In Europe Adelung philosophically arranged the general study, and Buschmann and others contributed to the investigations of particular families of languages. Orozco and Pimentel classified the languages of Mexico, Squier those of Central America and Peru, Brasseur de Bourbourg and the accurate Behrendt also elucidating those of Central America. Those who have labored on single dialects in Europe and America are too numerous to note. Ludewig became the bibliographer of the labors in this field in his ' Literature of American Aboriginal Languages" (London, 1848). - The languages of America form a group apart, no one having been found that can take its place as a dialect of any in any other quarter of the globe. They have features common to all, one being the predominance of the verb, by which the verb, subject, and object, direct and indirect, are often conjugated together as one word. In: alphabetic power some, like the Iroquois, have no labials; the Mexican wants b, d, f, g, r, s, and the aspirate; the Choctaw has no d or g hard; the Otomi, no l, r, or s, but it has an emphatic k and t; the Quichua has a guttural h, emphatic p, t, and s, and aspirated p, t, and k.
The Otomi, Athabascan, and many of the northwestern tribes have singularly confused, peculiar, or clucking sounds, often impossible to denote. Almost all known American languages have comparatively limited vocabularies, and lack abstract or general terms. Many i have, for instance, no word for brother in general, but separate words for elder and younger brother, differing again according as spoken by another brother or a sister. So there will be no general word for "to fish," but distinct words for fishing with a net, spearing, spearing through the ice, fire-fishing, etc. Some have two sets of numerals, one for man and a few objects deemed of highest importance, the other for everything else; and some have even a third set of numerals for money. - We can give only i a general view of the American languages. I. north american. The general name of Esquimaux (raw-fish-eaters) comprehends all the languages of Greenland and of the northern countries, from the coast of Labrador to Beh-! ring strait and the peninsula of Alaska, including also that of the settled Tchuktchis of Sibe-ria. They consist of two groups: the eastern or Esquimaux proper, with three dialects in Greenland, Labrador, and on the N. and W. shores of Hudson bay; the western, with the idioms of the Tchugatches, Aleutians, and both American and Asiatic Tchuktchis, which differ more one from another than those of the eastern group.
The dialect on Winter or Melville island lacks the sounds f, g, r, z. As in almost all American languages, the pronunciation is, so to speak, pectoral, and the consonants are indistinct. The Esquimaux have words for all shades of meaning in which an object is taken, according to its age, sex, and other categories. Many suffixes and few postpositions denote the accidents of declension, comparison, and conjugation. Examples of words: kernertok, (who is) black; aglegiartorasuarpok, he quickly goes away to write. Numeration proceeds by 20. For the Hudson bay dialect, see the works of Dobbs, I. Long, and Parry; for that of Kotzebue sound, see Beechey; for that of the Tchuktchis, see Kosheloff and Ehromensko.

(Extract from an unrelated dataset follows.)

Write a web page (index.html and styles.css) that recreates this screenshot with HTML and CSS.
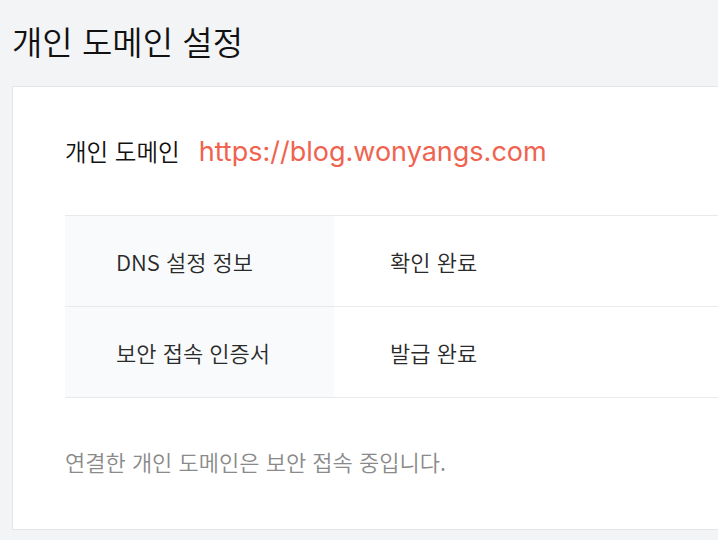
FILE: index.html
```html
<!DOCTYPE html>
<html lang="ko">
<head>
<meta charset="utf-8">
<link rel="stylesheet" href="styles.css">
</head>
<body>
<main class="page">
  <h1 class="title">개인 도메인 설정</h1>
  <section class="card">
    <div class="domain">
      <span class="domain-label">개인 도메인</span>
      <span class="domain-url">https://blog.wonyangs.com</span>
    </div>
    <div class="table">
      <div class="row">
        <div class="cell-key">DNS 설정 정보</div>
        <div class="cell-val">확인 완료</div>
      </div>
      <div class="row">
        <div class="cell-key">보안 접속 인증서</div>
        <div class="cell-val">발급 완료</div>
      </div>
    </div>
    <p class="note">연결한 개인 도메인은 보안 접속 중입니다.</p>
  </section>
</main>
</body>
</html>
```

FILE: styles.css
```css
html, body {
  margin: 0;
  padding: 0;
  background: #f3f4f6;
  overflow: hidden;
}
body {
  font-family: "Inter", "Noto Sans CJK KR", sans-serif;
  color: #1f1f1f;
}
.page {
  padding: 0 0 0 12px;
  width: 760px;
}
.title {
  margin: 0;
  height: 86px;
  line-height: 82px;
  font-size: 33px;
  font-weight: 350;
  color: #111;
  font-family: "Noto Sans CJK KR", sans-serif;
}
.card {
  background: #fff;
  border: 1px solid #e2e5ea;
  padding: 0 0 0 52px;
  height: 444px;
  box-sizing: border-box;
}
.domain {
  display: flex;
  align-items: center;
  gap: 19px;
  height: 128px;
}
.domain-label {
  font-family: "Noto Sans CJK KR", sans-serif;
  font-size: 23.5px;
  font-weight: 350;
  color: #111;
}
.domain-url {
  font-size: 27px;
  color: #f0634f;
}
.table {
  border-top: 1px solid #e8e9ec;
}
.row {
  display: flex;
  height: 90px;
  border-bottom: 1px solid #e8e9ec;
}
.cell-key {
  width: 269px;
  background: #f9fafb;
  padding-left: 51px;
  box-sizing: border-box;
  display: flex;
  align-items: center;
  font-family: "Noto Sans CJK KR", sans-serif;
  font-size: 22px;
  font-weight: 350;
  color: #2a2a2a;
}
.cell-val {
  padding-left: 56px;
  display: flex;
  align-items: center;
  font-family: "Noto Sans CJK KR", sans-serif;
  font-size: 22px;
  font-weight: 350;
  color: #2a2a2a;
}
.note {
  margin: 0;
  height: 130px;
  line-height: 126px;
  font-family: "Noto Sans CJK KR", sans-serif;
  font-size: 22px;
  font-weight: 350;
  color: #8a8a8a;
}
```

- The language of the Karalits (Greenlanders) lacks d,f, h, z, and, as initials, ft, g, l, v; abounds in t, k, r; and accumulates hard syllables, al-though the people have a fine ear and musical taste. There are three dialects, viz.: the Ka-muk of Upernavik; that of the isle of Disco, the purest; and the southern, of Julianeshaab. Numerals beyond 5 are compounded; 20 is designated by the words "hands and feet," etc. For grammars of their tongue, see Thorhallesen (1776), and P. Egede (1760), who also made a dictionary, as well as O. Fabricins (1701-1804). - On the northwest of the American continent, south of the Esquimaux, is the family of the Ko-loshes, found about Alaska. South of the Esquimaux, on the east and south of Hudson bay, and running west in a narrow strip along the Saskatchewan to the Rocky mountains, and extending from the Red and Mississippi east to the Atlantic as far down as lat. 36°, was the extensive Algonquin family. It occupied the whole of this vast territory, to the exclusion of all other races except the Winnebagoes on Lake Michigan, who belonged to the Dakota family, and the Huron Iroquois family, who, surrounded by Algonquins, extended from Lake Huron to North Carolina. The Algonquin family, taking its name from tribes on the Ottawa river, Canada, comprised, above the St. Lawrence and the lakes, the Nasquapees, Mon-tagnais, Algonquins, Ottawas, and Kilistinons or Crees; on the Atlantic coast, the Mic-macs, Abenakis, Sokokis, Massachusetts, Nar-ragansetts, Mohegans, Delawares, and Virginian tribes; in the west, the Chippewas, Meno-monees, Pottawattamies, Miamis, Illinois, Sacs and Foxes, Blackfeet, etc.; at the south, the Shawnees. Many of these dialects have been studied thoroughly, and many books and even papers have been printed in them.